Our heritage is viewed akin to a case of syphilis and the public interest has been emasculated. No real public voice. No champion. We need a media that can join the dots… There also seems to be a macabre social experiment going on, as to how much can we take out of the community before the whole thing falls apart.
We expect a civilised society, a community, but want our tax cuts as well. Would the $4 be better as a hamburger, or collectively better as a new bus route, or dental scheme? We seem powerless to have any say in what happens in our City, with the perception that Sydney rules the roost, money and power talks, so why bother struggling for what you believe in, it’s too hard, sit at home and watch the telly and let the fossil fuel dictatorship have its way. Not.
Galloway’s music may appear naive in today’s ‘know-it-all’ political climate but I love it. We have to ask ourselves where is our civic pride? Is it too old fashioned a idea to entertain these days? Why can’t we live in a place aims to bring happiness to its citizens? Beautiful. A Council that creates happiness out there, rather than heart ache. I’m sure we wouldn’t mind so much when the rates went up, if we thought they weren’t being used to make our lives harder.
Newcastle appears to be a city where high rises are springing up everywhere, (like the sea levels) overwhelming anyone that probably wonders how any of this will be any good for the future.
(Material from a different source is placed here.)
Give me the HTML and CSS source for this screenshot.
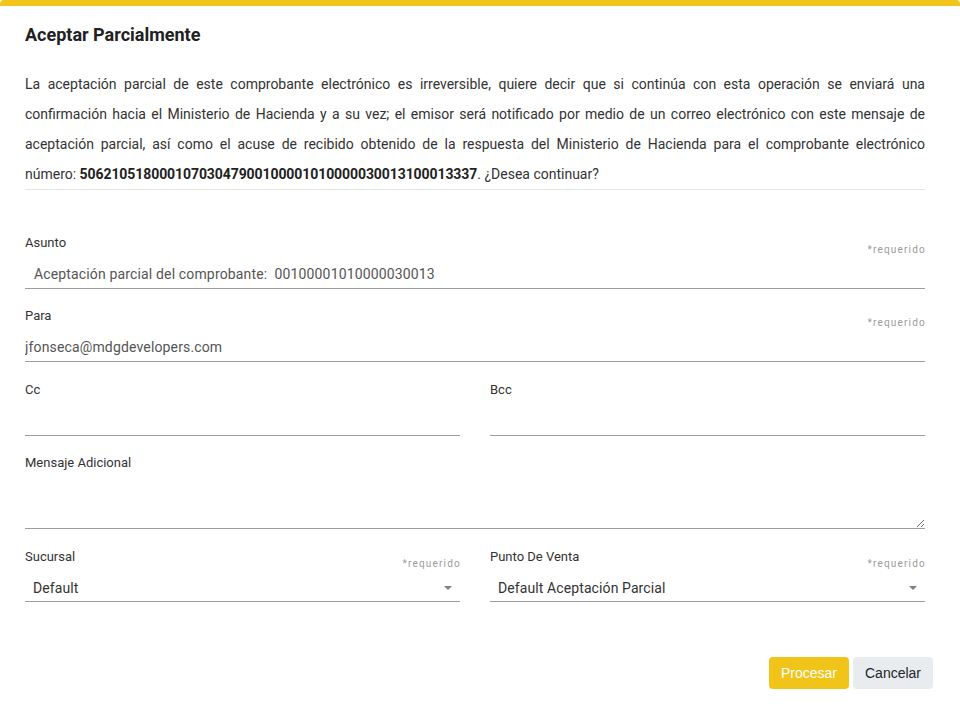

With a planet facing climate change, we need to be coursing a new way to live and not bullying into (overwhelming) submission all who stand in the way of such mindless ‘progress’. The home of global warming is also the most energy efficient. The City that is full of so many apartment blocks is also losing its soul, covered with graffiti, prone to drunkenness and senseless violence. Ghosts of convicts past? Two ends of the same spectrum. People who don’t love the city, nor themselves and hell bent on idiotic acts, State sanctioned or otherwise.
Somehow we need to tap into past hits and misses and find new inspirations and directions for the future. Newcastle is a place where you walk around all the time and wonder ‘what idiot did this’. We need to turn it around and create a place where people say, ‘what wonderful person did this, and created that…”
Future Inspirations
Newcastle celebrates the sesqui-centenary of the formation of the Newcastle Borough Council in 2009. This may be the opportunity for Newcastle to reach a maturity about it origins and strive for a new comprehensiveness. The University’s Coal River Working Party are currently in negotiations to commission a new symphonic work for Newcastle as well as realise the exciting an interpretative plan for the historic Coal River Precinct.
Representatives of the University’s Coal River Working Party attended a Coal River Precinct Conservation and Cultural Tourism Management Plan briefing at Council on 2 April 2007.
The consultants (Pizzey Associates) have proposed a light cannon sculpture over the area of Newcastle’s birthplace incorporating Nobbys, Fort Scratchley, Obelisk, Convict Lumber Yard and so on. It will be illuminated at night for an hour of so, and accompanied with stories of early Newcastle and a sound sculpture and oral history presentation.
Since they will be incorporating a sound sculpture into the installation, the attendees wondered whether the Conservatorium could be involved in some way, either re-recording the composition Symphony of a City or Ann Boyd’s Coal River, or even commissioning a new work. A new commission was suggested.
It should prove a wonderful boost for Newcastle if these proposals can be made real. It will also be in keeping with the legacy of Alexander Galloway, and his love for this city.